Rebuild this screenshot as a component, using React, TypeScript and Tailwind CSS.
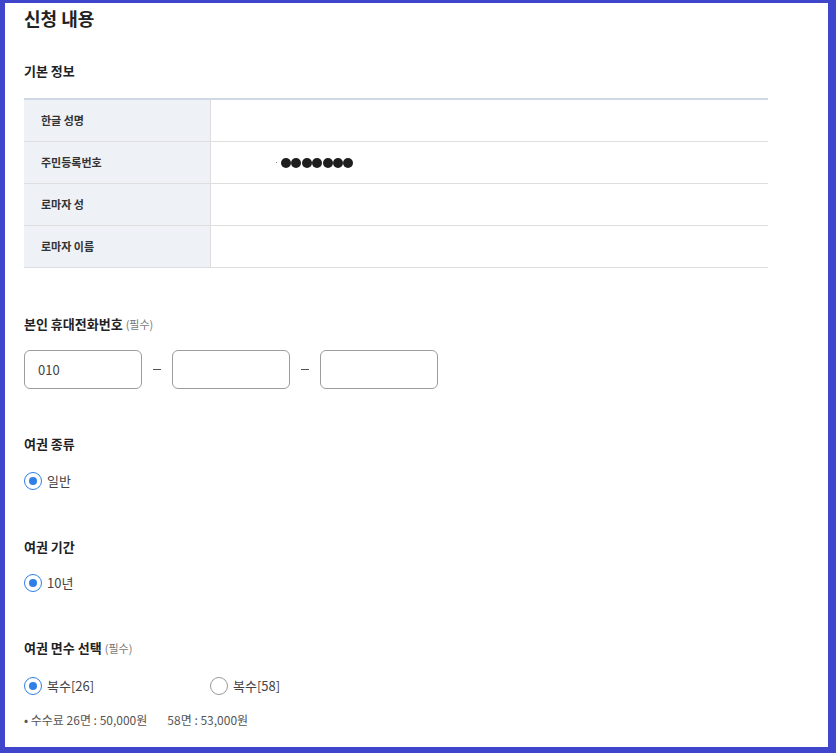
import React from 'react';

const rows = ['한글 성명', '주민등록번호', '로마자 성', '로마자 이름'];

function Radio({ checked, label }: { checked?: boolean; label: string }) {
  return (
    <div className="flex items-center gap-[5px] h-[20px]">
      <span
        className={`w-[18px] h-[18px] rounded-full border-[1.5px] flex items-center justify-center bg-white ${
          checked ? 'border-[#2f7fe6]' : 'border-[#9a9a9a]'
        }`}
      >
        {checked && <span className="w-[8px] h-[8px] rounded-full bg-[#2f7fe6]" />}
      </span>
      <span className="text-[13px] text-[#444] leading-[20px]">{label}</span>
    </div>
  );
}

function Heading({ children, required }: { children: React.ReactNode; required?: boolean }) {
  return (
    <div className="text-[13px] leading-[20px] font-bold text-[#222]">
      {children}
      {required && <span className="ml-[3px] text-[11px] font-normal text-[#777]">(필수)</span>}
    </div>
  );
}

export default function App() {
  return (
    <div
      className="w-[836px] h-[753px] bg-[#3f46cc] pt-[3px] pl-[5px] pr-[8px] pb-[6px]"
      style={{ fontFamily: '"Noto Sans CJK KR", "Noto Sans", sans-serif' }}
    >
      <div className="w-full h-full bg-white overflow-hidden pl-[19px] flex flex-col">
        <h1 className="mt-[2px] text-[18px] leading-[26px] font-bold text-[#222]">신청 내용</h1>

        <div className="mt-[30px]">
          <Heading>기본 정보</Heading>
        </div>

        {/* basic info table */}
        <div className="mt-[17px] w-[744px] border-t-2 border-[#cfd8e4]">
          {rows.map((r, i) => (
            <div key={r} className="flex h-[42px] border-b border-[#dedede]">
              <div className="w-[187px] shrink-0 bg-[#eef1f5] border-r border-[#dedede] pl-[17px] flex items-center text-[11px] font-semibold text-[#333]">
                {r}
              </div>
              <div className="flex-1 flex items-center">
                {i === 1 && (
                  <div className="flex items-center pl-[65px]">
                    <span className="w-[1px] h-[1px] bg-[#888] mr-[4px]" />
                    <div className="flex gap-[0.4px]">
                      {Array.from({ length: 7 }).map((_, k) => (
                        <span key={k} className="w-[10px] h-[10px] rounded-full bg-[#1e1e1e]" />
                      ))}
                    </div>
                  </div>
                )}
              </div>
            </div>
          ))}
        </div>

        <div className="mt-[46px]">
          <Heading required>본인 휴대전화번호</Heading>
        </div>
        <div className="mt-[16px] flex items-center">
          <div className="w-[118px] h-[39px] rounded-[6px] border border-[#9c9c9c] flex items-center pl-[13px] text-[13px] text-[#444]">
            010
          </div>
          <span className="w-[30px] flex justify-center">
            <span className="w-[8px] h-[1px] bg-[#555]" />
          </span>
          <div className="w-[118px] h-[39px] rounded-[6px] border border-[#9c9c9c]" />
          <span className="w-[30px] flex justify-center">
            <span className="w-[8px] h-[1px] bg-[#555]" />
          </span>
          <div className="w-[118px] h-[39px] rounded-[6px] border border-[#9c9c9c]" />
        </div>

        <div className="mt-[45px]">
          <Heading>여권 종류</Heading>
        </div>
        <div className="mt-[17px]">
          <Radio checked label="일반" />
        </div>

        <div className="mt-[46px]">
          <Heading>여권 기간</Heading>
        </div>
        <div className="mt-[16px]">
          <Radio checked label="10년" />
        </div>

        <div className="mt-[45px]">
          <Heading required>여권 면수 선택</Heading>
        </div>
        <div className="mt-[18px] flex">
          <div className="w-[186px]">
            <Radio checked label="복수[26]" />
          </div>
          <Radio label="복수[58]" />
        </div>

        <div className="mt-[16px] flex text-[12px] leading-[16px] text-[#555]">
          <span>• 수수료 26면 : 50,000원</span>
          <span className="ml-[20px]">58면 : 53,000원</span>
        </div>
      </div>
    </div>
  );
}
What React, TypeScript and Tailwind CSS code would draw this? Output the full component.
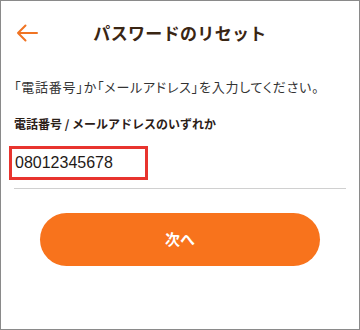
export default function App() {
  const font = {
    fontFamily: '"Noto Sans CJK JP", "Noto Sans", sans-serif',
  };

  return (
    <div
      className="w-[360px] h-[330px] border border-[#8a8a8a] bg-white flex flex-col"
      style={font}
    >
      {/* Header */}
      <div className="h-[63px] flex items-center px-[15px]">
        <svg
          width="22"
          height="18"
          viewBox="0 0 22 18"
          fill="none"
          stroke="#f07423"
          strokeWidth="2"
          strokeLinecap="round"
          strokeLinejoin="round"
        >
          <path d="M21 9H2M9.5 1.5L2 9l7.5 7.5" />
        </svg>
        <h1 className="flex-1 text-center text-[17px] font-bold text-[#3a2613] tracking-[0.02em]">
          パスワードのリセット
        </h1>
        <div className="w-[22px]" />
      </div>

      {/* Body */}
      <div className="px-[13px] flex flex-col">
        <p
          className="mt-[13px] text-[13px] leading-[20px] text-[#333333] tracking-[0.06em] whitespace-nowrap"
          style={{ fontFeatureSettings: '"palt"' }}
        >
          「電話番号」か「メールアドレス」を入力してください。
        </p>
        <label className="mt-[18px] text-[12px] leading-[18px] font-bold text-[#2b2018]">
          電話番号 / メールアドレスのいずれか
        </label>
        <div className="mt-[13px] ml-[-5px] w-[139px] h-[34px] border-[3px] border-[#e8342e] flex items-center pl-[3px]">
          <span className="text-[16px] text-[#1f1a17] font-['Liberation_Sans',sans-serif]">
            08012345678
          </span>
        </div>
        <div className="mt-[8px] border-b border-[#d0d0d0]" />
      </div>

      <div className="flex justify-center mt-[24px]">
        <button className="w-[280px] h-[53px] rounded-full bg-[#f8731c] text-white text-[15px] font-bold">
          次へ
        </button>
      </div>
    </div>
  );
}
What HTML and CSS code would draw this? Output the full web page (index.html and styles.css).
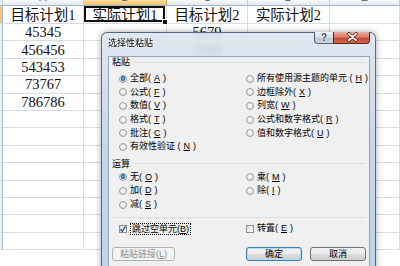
::::::
● **GOAL**:
Return all of the entries exactly as written, but drop any pictures they hold.

● **WRITTEN ANSWER**:
Rebuild this screenshot as a component, using React, TypeScript and Tailwind CSS.
import React from 'react';

const rows = ['한글 성명', '주민등록번호', '로마자 성', '로마자 이름'];

function Radio({ checked, label }: { checked?: boolean; label: string }) {
  return (
    <div className="flex items-center gap-[5px] h-[20px]">
      <span
        className={`w-[18px] h-[18px] rounded-full border-[1.5px] flex items-center justify-center bg-white ${
          checked ? 'border-[#2f7fe6]' : 'border-[#9a9a9a]'
        }`}
      >
        {checked && <span className="w-[8px] h-[8px] rounded-full bg-[#2f7fe6]" />}
      </span>
      <span className="text-[13px] text-[#444] leading-[20px]">{label}</span>
    </div>
  );
}

function Heading({ children, required }: { children: React.ReactNode; required?: boolean }) {
  return (
    <div className="text-[13px] leading-[20px] font-bold text-[#222]">
      {children}
      {required && <span className="ml-[3px] text-[11px] font-normal text-[#777]">(필수)</span>}
    </div>
  );
}

export default function App() {
  return (
    <div
      className="w-[836px] h-[753px] bg-[#3f46cc] pt-[3px] pl-[5px] pr-[8px] pb-[6px]"
      style={{ fontFamily: '"Noto Sans CJK KR", "Noto Sans", sans-serif' }}
    >
      <div className="w-full h-full bg-white overflow-hidden pl-[19px] flex flex-col">
        <h1 className="mt-[2px] text-[18px] leading-[26px] font-bold text-[#222]">신청 내용</h1>

        <div className="mt-[30px]">
          <Heading>기본 정보</Heading>
        </div>

        {/* basic info table */}
        <div className="mt-[17px] w-[744px] border-t-2 border-[#cfd8e4]">
          {rows.map((r, i) => (
            <div key={r} className="flex h-[42px] border-b border-[#dedede]">
              <div className="w-[187px] shrink-0 bg-[#eef1f5] border-r border-[#dedede] pl-[17px] flex items-center text-[11px] font-semibold text-[#333]">
                {r}
              </div>
              <div className="flex-1 flex items-center">
                {i === 1 && (
                  <div className="flex items-center pl-[65px]">
                    <span className="w-[1px] h-[1px] bg-[#888] mr-[4px]" />
                    <div className="flex gap-[0.4px]">
                      {Array.from({ length: 7 }).map((_, k) => (
                        <span key={k} className="w-[10px] h-[10px] rounded-full bg-[#1e1e1e]" />
                      ))}
                    </div>
                  </div>
                )}
              </div>
            </div>
          ))}
        </div>

        <div className="mt-[46px]">
          <Heading required>본인 휴대전화번호</Heading>
        </div>
        <div className="mt-[16px] flex items-center">
          <div className="w-[118px] h-[39px] rounded-[6px] border border-[#9c9c9c] flex items-center pl-[13px] text-[13px] text-[#444]">
            010
          </div>
          <span className="w-[30px] flex justify-center">
            <span className="w-[8px] h-[1px] bg-[#555]" />
          </span>
          <div className="w-[118px] h-[39px] rounded-[6px] border border-[#9c9c9c]" />
          <span className="w-[30px] flex justify-center">
            <span className="w-[8px] h-[1px] bg-[#555]" />
          </span>
          <div className="w-[118px] h-[39px] rounded-[6px] border border-[#9c9c9c]" />
        </div>

        <div className="mt-[45px]">
          <Heading>여권 종류</Heading>
        </div>
        <div className="mt-[17px]">
          <Radio checked label="일반" />
        </div>

        <div className="mt-[46px]">
          <Heading>여권 기간</Heading>
        </div>
        <div className="mt-[16px]">
          <Radio checked label="10년" />
        </div>

        <div className="mt-[45px]">
          <Heading required>여권 면수 선택</Heading>
        </div>
        <div className="mt-[18px] flex">
          <div className="w-[186px]">
            <Radio checked label="복수[26]" />
          </div>
          <Radio label="복수[58]" />
        </div>

        <div className="mt-[16px] flex text-[12px] leading-[16px] text-[#555]">
          <span>• 수수료 26면 : 50,000원</span>
          <span className="ml-[20px]">58면 : 53,000원</span>
        </div>
      </div>
    </div>
  );
}
What React, TypeScript and Tailwind CSS code would draw this? Output the full component.
export default function App() {
  const font = {
    fontFamily: '"Noto Sans CJK JP", "Noto Sans", sans-serif',
  };

  return (
    <div
      className="w-[360px] h-[330px] border border-[#8a8a8a] bg-white flex flex-col"
      style={font}
    >
      {/* Header */}
      <div className="h-[63px] flex items-center px-[15px]">
        <svg
          width="22"
          height="18"
          viewBox="0 0 22 18"
          fill="none"
          stroke="#f07423"
          strokeWidth="2"
          strokeLinecap="round"
          strokeLinejoin="round"
        >
          <path d="M21 9H2M9.5 1.5L2 9l7.5 7.5" />
        </svg>
        <h1 className="flex-1 text-center text-[17px] font-bold text-[#3a2613] tracking-[0.02em]">
          パスワードのリセット
        </h1>
        <div className="w-[22px]" />
      </div>

      {/* Body */}
      <div className="px-[13px] flex flex-col">
        <p
          className="mt-[13px] text-[13px] leading-[20px] text-[#333333] tracking-[0.06em] whitespace-nowrap"
          style={{ fontFeatureSettings: '"palt"' }}
        >
          「電話番号」か「メールアドレス」を入力してください。
        </p>
        <label className="mt-[18px] text-[12px] leading-[18px] font-bold text-[#2b2018]">
          電話番号 / メールアドレスのいずれか
        </label>
        <div className="mt-[13px] ml-[-5px] w-[139px] h-[34px] border-[3px] border-[#e8342e] flex items-center pl-[3px]">
          <span className="text-[16px] text-[#1f1a17] font-['Liberation_Sans',sans-serif]">
            08012345678
          </span>
        </div>
        <div className="mt-[8px] border-b border-[#d0d0d0]" />
      </div>

      <div className="flex justify-center mt-[24px]">
        <button className="w-[280px] h-[53px] rounded-full bg-[#f8731c] text-white text-[15px] font-bold">
          次へ
        </button>
      </div>
    </div>
  );
}
What HTML and CSS code would draw this? Output the full web page (index.html and styles.css).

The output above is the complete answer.